Hyphens should be used in all compound numbers from twenty-one to ninety-nine.

  • Please write the check out for three hundred eighty-one dollars and thirty-three cents.

Hyphens should be used when writing out fractions.

  • Paul ordered a bench that is three and one-half feet long.

  • Give three-quarters of that pitcher of water to the plant in the corner.

There are actually two different types of dashes and each has its own purpose. One kind is the en dash. Slightly longer than a hyphen but shorter than an em dash, an “en dash” is used to:

  • show conflict, connection, or direction between two things.
    • The Los Angeles–New York leg of our trip was postponed.
    • We studied the north–south conflict in Social Studies.
    • Did you know that north–south interstate freeways have odd numbers while east-west interstate freeways have even numbers?
  • show a span or range of numbers or a score.
    • Dan bought season tickets for the 2018–2019 home games.
    • The coffee shop is open 5:00 a.m.–11:30 a.m., seven days a week.
    • The Yellowjackets beat the Swordfish 83–82 in overtime.
    • We expect 300–400 people to attend the planning meeting tonight.
  • Do not use the dash if introducing the span of time with from or between.
    • Doctor Gomez was on-call between midnight and three a.m.
    • Abraham Lincoln served as President of the United States from 1861 to 1865.

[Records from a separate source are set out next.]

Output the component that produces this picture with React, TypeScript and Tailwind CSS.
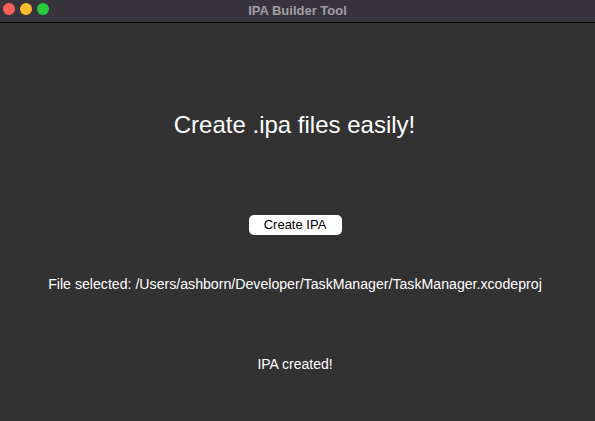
export default function App() {
  return (
    <div
      className="w-[595px] h-[421px] flex flex-col bg-[#323232] text-white overflow-hidden"
      style={{ fontFamily: '"Liberation Sans", Arial, sans-serif' }}
    >
      {/* Title bar */}
      <div className="relative h-[23px] shrink-0 flex items-center justify-center bg-[#38343c] border-b border-black">
        <div className="absolute left-[3px] top-[3px] flex gap-[5px]">
          <span className="w-[12px] h-[12px] rounded-full bg-[#fe5f57]" />
          <span className="w-[12px] h-[12px] rounded-full bg-[#febc2e]" />
          <span className="w-[12px] h-[12px] rounded-full bg-[#28c840]" />
        </div>
        <span className="text-[13px] font-bold text-[#a19ea6]">IPA Builder Tool</span>
      </div>

      {/* Content */}
      <div className="flex flex-col items-center pr-[5px]">
        <h1 className="mt-[88px] text-[24px] leading-[28px] mr-[1px]">Create .ipa files easily!</h1>
        <button className="mt-[76px] w-[93px] h-[20px] rounded-[5px] bg-white text-black text-[13px] leading-[20px]">
          Create IPA
        </button>
        <p className="mt-[41px] text-[14.15px] leading-[17px]">
          File selected: /Users/ashborn/Developer/TaskManager/TaskManager.xcodeproj
        </p>
        <p className="mt-[63px] text-[14px] leading-[17px]">IPA created!</p>
      </div>
    </div>
  );
}
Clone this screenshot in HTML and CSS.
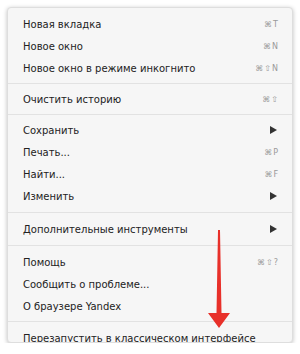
FILE: index.html
```html
<!doctype html>
<html>
<head>
    <title>Menu</title>
    <link rel="stylesheet" href="styles.css">
</head>
<body>
    <div class = "menu">
        <ul class = "menu__list">
            <li class = "menu__item"><span>Новая вкладка</span><span class = "menu__key">⌘T</span></li>
            <li class = "menu__item"><span>Новое окно</span><span class = "menu__key">⌘N</span></li>
            <li class = "menu__item"><span>Новое окно в режиме инкогнито</span><span class = "menu__key">⌘⇧N</span></li>
            <li class = "menu__sep"></li>
            <li class = "menu__item"><span>Очистить историю</span><span class = "menu__key">⌘⇧</span></li>
            <li class = "menu__sep"></li>
            <li class = "menu__item"><span>Сохранить</span><span class = "menu__sub"></span></li>
            <li class = "menu__item"><span>Печать...</span><span class = "menu__key">⌘P</span></li>
            <li class = "menu__item"><span>Найти...</span><span class = "menu__key">⌘F</span></li>
            <li class = "menu__item"><span>Изменить</span><span class = "menu__sub"></span></li>
            <li class = "menu__sep menu__sep--wide"></li>
            <li class = "menu__item"><span>Дополнительные инструменты</span><span class = "menu__sub"></span></li>
            <li class = "menu__sep menu__sep--wide"></li>
            <li class = "menu__item"><span>Помощь</span><span class = "menu__key">⌘⇧?</span></li>
            <li class = "menu__item"><span>Сообщить о проблеме...</span></li>
            <li class = "menu__item"><span>О браузере Yandex</span></li>
            <li class = "menu__sep menu__sep--last"></li>
            <li class = "menu__item"><span>Перезапустить в классическом интерфейсе</span></li>
        </ul>

        <svg class = "pointer" width = "26" height = "104" viewBox = "0 0 26 104">
            <path d = "M12 0 L14 0 L15.5 83 L24 83 L13 98 L2 83 L10.5 83 Z" fill = "#e8302a"/>
        </svg>
    </div>
</body>
</html>
```

FILE: styles.css
```css
* {
    box-sizing: border-box;
}

body {
    margin: 0;
    background: #fff;
    font-family: "DejaVu Sans", sans-serif;
}

.menu {
    position: relative;
    width: 286px;
    height: 336px;
    margin: 7px 0 0 7px;
    background: #f6f6f6;
    border: 1px solid #dedede;
    border-radius: 4px;
    box-shadow: 0 1px 4px rgba(0, 0, 0, 0.25);
    padding: 1px 0 0;
    overflow: hidden;
}

.menu__list {
    list-style: none;
    margin: 0;
    padding: 4px 0 0;
}

.menu__item {
    display: flex;
    justify-content: space-between;
    align-items: center;
    height: 22px;
    padding: 0 13px 0 15px;
    font-size: 10px;
    color: #222;
}

.menu__key {
    font-size: 8px;
    color: #9a9a9a;
    letter-spacing: 1px;
}

.menu__sub {
    width: 0;
    height: 0;
    border-top: 4px solid transparent;
    border-bottom: 4px solid transparent;
    border-left: 7px solid #333;
    margin-right: 2px;
}

.menu__sep {
    height: 1px;
    margin: 4px 0;
    background: #e2e2e2;
}

.menu__sep--wide {
    margin: 5px 0;
}

.menu__sep--last {
    margin: 4px 0 5px;
}

.pointer {
    position: absolute;
    left: 198px;
    top: 222px;
}
```
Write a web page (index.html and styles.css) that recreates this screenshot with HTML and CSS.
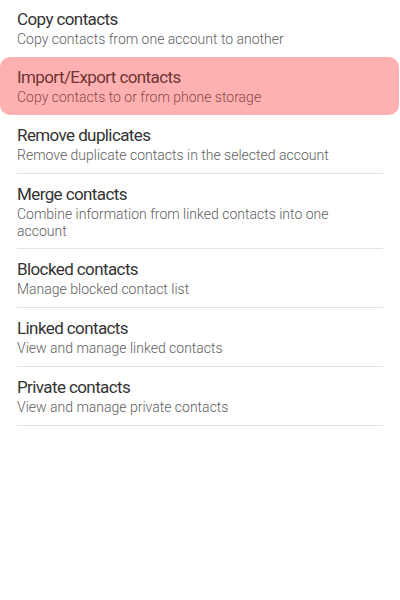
FILE: index.html
```html
<!DOCTYPE html>
<html>
<head>
<meta charset="utf-8">
<link rel="stylesheet" href="styles.css">
</head>
<body>
<div class="list">
  <div class="item first">
    <div class="title">Copy contacts</div>
    <div class="sub">Copy contacts from one account to another</div>
  </div>
  <div class="item active">
    <div class="title">Import/Export contacts</div>
    <div class="sub">Copy contacts to or from phone storage</div>
  </div>
  <div class="item divided">
    <div class="title">Remove duplicates</div>
    <div class="sub">Remove duplicate contacts in the selected account</div>
  </div>
  <div class="item divided tall">
    <div class="title">Merge contacts</div>
    <div class="sub">Combine information from linked contacts into one account</div>
  </div>
  <div class="item divided">
    <div class="title">Blocked contacts</div>
    <div class="sub">Manage blocked contact list</div>
  </div>
  <div class="item divided">
    <div class="title">Linked contacts</div>
    <div class="sub">View and manage linked contacts</div>
  </div>
  <div class="item divided">
    <div class="title">Private contacts</div>
    <div class="sub">View and manage private contacts</div>
  </div>
</div>
</body>
</html>
```

FILE: styles.css
```css
html, body {
  margin: 0;
  padding: 0;
  background: #ffffff;
}
body {
  font-family: Roboto, "Noto Sans", sans-serif;
  width: 400px;
  height: 600px;
  overflow: hidden;
}
.list {
  display: flex;
  flex-direction: column;
}
.item {
  padding: 9px 28px 9px 17px;
}
.item.first {
  margin-top: -1px;
}
.item.divided {
  border-bottom: 1px solid transparent;
  background-image: linear-gradient(#e3e3e3, #e3e3e3);
  background-size: 366px 1px;
  background-position: 17px 100%;
  background-origin: border-box;
  background-clip: border-box;
  background-repeat: no-repeat;
}
.item.tall {
  padding-bottom: 8px;
}
.title {
  font-size: 17px;
  line-height: 22px;
  color: #333333;
  letter-spacing: -0.6px;
}
.sub {
  font-size: 14px;
  line-height: 17px;
  font-weight: 300;
  color: #5e5e5e;
  padding-top: 1px;
}
.active {
  background: #ffb1b1;
  border-radius: 10px;
  margin-right: 1px;
}
.active .title {
  color: #6e3434;
}
.active .sub {
  color: #8a4a4a;
}
```
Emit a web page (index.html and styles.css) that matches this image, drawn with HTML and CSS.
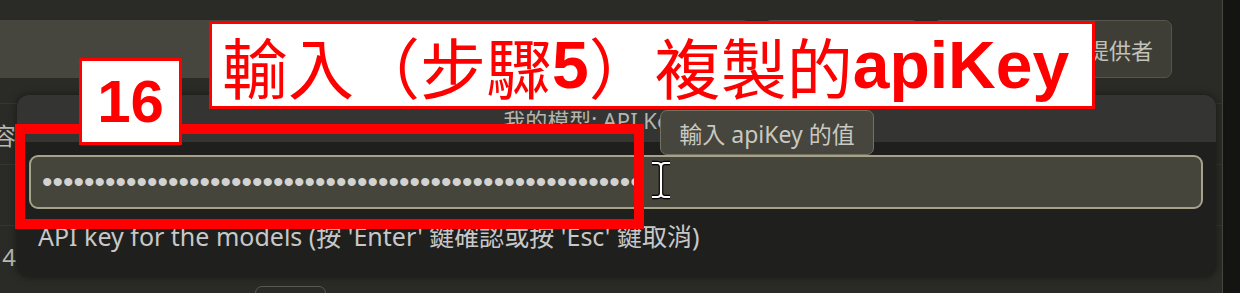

Em dashes are the longest dash (think the length of two hyphens!) and the most versatile. Em dashes can replace commas, parentheses, or colons. They add emphasis and make a stronger statement than other, more subtle, forms of punctuation (like commas or parentheses).

They are particularly appropriate if the clause between them is a sudden shift in topic but must be included. However, like all good things, em dashes need to be used in moderation. Too many can cause writing to seem disjointed and choppy. Here’s how they would stand in for some of the other punctuation options:

For commas:

  • The visitor from Brisbane, Australia, could not wait to see New York City.

  • The visitor—he was from Brisbane, Australia—could not wait to see New York City.

For parentheses:

  • Samira liked the dress (the blue one with white polka dots), but she could not afford its hefty price tag.

  • Samira liked the dress—the blue one with white polka dots—but she could not afford its hefty price tag.

For colons:

  • She got what she worked hard for: she earned an A on that test.

  • She got what she worked hard for—she earned an A on that test!

Note how the use of dashes subtly changes the tone of the sentences. They are stronger and more forceful than the other punctuation choices—which is great when you are trying to make a statement but watch that they don’t take over control of your tone and writing.